The imported hogs included breeds such as durocs, landraces and large whites, breeds the report said "grow faster and are superior to China's domestic breeds in many aspects." While they were quarantined the animals were cared for by professional animal nurses and given any necessary treatments and massages, the report said. The 980 hogs will be distributed to six farms in Hunan, Guangdong and Henan as well as Tianjin Municipality.
Washington Insider: A Clean Debt Ceiling Bill
Politico reported last week that Republican congressional leaders are quietly preparing to pass a “clean” debt ceiling increase setting the stage for a high-risk showdown with rank-and-file Republicans this fall.

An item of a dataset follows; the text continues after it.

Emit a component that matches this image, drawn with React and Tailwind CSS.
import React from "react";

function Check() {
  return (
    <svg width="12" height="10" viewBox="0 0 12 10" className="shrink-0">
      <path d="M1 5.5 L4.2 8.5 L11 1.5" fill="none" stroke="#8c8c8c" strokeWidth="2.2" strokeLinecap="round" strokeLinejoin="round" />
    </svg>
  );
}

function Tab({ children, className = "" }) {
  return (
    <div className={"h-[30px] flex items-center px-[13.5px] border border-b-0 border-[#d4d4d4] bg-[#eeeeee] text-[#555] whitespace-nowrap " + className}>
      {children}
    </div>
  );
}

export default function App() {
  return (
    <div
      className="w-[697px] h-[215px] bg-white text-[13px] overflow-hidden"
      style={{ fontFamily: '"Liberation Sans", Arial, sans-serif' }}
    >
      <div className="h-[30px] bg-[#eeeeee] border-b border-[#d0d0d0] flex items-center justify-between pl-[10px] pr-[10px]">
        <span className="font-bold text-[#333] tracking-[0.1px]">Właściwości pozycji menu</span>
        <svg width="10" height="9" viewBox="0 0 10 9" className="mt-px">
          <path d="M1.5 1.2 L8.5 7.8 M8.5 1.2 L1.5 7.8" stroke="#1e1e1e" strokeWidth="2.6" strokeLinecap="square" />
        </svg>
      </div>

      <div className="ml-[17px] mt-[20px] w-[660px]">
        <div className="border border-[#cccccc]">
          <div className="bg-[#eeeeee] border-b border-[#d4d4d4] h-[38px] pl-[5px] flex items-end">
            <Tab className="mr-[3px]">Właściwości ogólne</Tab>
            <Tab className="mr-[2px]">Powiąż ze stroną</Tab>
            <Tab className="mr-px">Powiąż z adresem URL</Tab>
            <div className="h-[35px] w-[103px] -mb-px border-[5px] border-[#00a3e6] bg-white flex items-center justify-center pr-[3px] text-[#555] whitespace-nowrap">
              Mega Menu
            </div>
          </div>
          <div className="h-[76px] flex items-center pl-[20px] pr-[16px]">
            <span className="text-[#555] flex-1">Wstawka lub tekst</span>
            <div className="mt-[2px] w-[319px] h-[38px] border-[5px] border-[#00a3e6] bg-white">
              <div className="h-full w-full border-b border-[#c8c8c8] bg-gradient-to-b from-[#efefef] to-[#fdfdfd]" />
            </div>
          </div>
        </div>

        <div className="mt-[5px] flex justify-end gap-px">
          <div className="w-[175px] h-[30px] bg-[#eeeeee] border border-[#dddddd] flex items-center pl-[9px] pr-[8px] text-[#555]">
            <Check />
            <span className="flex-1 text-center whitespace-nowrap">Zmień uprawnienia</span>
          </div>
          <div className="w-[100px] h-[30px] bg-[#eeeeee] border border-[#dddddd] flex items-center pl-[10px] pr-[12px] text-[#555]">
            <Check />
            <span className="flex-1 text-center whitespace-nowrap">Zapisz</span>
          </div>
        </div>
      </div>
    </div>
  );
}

Trump administration officials, led by Treasury Secretary Steven Mnuchin, are imploring Congress to raise the $19.8 trillion debt limit with no strings attached by the end of September. Senate Majority Leader Mitch McConnell, R., Ky., and Speaker Paul Ryan, R., Wis., are “well aware” they need Democrats to pass any debt bill through the Senate and are unhappy about that fact, Politico said.
But beyond the leadership, there are few Republican takers, at least so far. GOP lawmakers in both chambers of Congress want any debt ceiling hike to be paired with spending cuts or fiscal reforms. Lawmakers repeatedly made the same demands during Barack Obama’s two terms.
That means McConnell and Ryan will have to rely on Democrats and enough moderate Republicans to help them avert a financial catastrophe by Sept. 29, the day Treasury predicts it will exhaust its borrowing authority and the very last day for Congress to act.
“We shouldn’t even play with that. It should just be ‘clean,’” said Senate Finance Committee Chairman Orrin Hatch, R., Utah, who supports McConnell’s strategy. “Some conservatives think they can get some programs cut. Well, that’s not gonna happen … We have to pay our bills and anybody who doesn’t want to do that doesn’t deserve to be here.”
Sen. James Lankford, R., Okla., has a different view. “You should never have a time that we deal with the debt ceiling that we’re not dealing with the reason that we have debt ceilings,” Lankford said.
Some Senate Democrats have floated seeking a reauthorization of health insurance programs for low-income children in return for their support on the debt ceiling. House Democrats likewise are considering a play to leverage their own priorities.
McConnell and top Republicans are eager to avoid a repeat of the 2011 standoff between Congress and the Obama White House that led to a downgrade of the nation’s sterling credit rating.
One option being considered is to roll a debt ceiling increase into a spending bill that must pass by Sept. 30 to avoid a federal government shutdown. Moderate Republicans in the House, including Rep. Charlie Dent, R., Penn., a leader of the Tuesday Group, have been imploring House leaders to champion such a package as well.
Though Treasury Secretary Mnuchin has been the dominant voice of the administration on this issue, OMB Director Mick Mulvaney earlier this year insisted that spending cuts or other reforms should be part of any debt hike.
House leaders are waiting for the Senate to act first. While they have not publicly endorsed a “clean” debt ceiling approach, House GOP leaders are preparing to push whatever the Senate passes and clear it for President Trump’s signature.
Democrats don’t want to risk defaulting on the debt. But they’re also concerned that after offering up their votes to Republicans to clear the debt ceiling hurdle, Republicans will promptly turn around in October and pass tax cuts that could balloon the deficit and disproportionately benefit the wealthy.
So Democrats are waiting for Republicans to reveal their strategy before going public with their own demands.
The likelihood that House leaders will have to lean on Democrats could force a break in the GOP tradition known as the Hastert Rule, which dictates that a “majority of the majority” must support legislation. However, most of Speaker Ryan's 240-member conference is expected to oppose a clean debt ceiling bill, perhaps forcing GOP leaders to ignore conservatives because they can’t give them what they want and expect it to clear the Senate’s higher, 60-vote threshold.
Thus, a tough, tough fight is expected. Even if House GOP leaders receive cover from the White House the call for cuts from the base won’t be easy to resist for some. “I wish we could tie things to it,” said Sen. Richard Shelby, R., Ala., said. “But can we? I don’t know.” Clearly, this is a high stakes fight producers should watch, Washington Insider believes.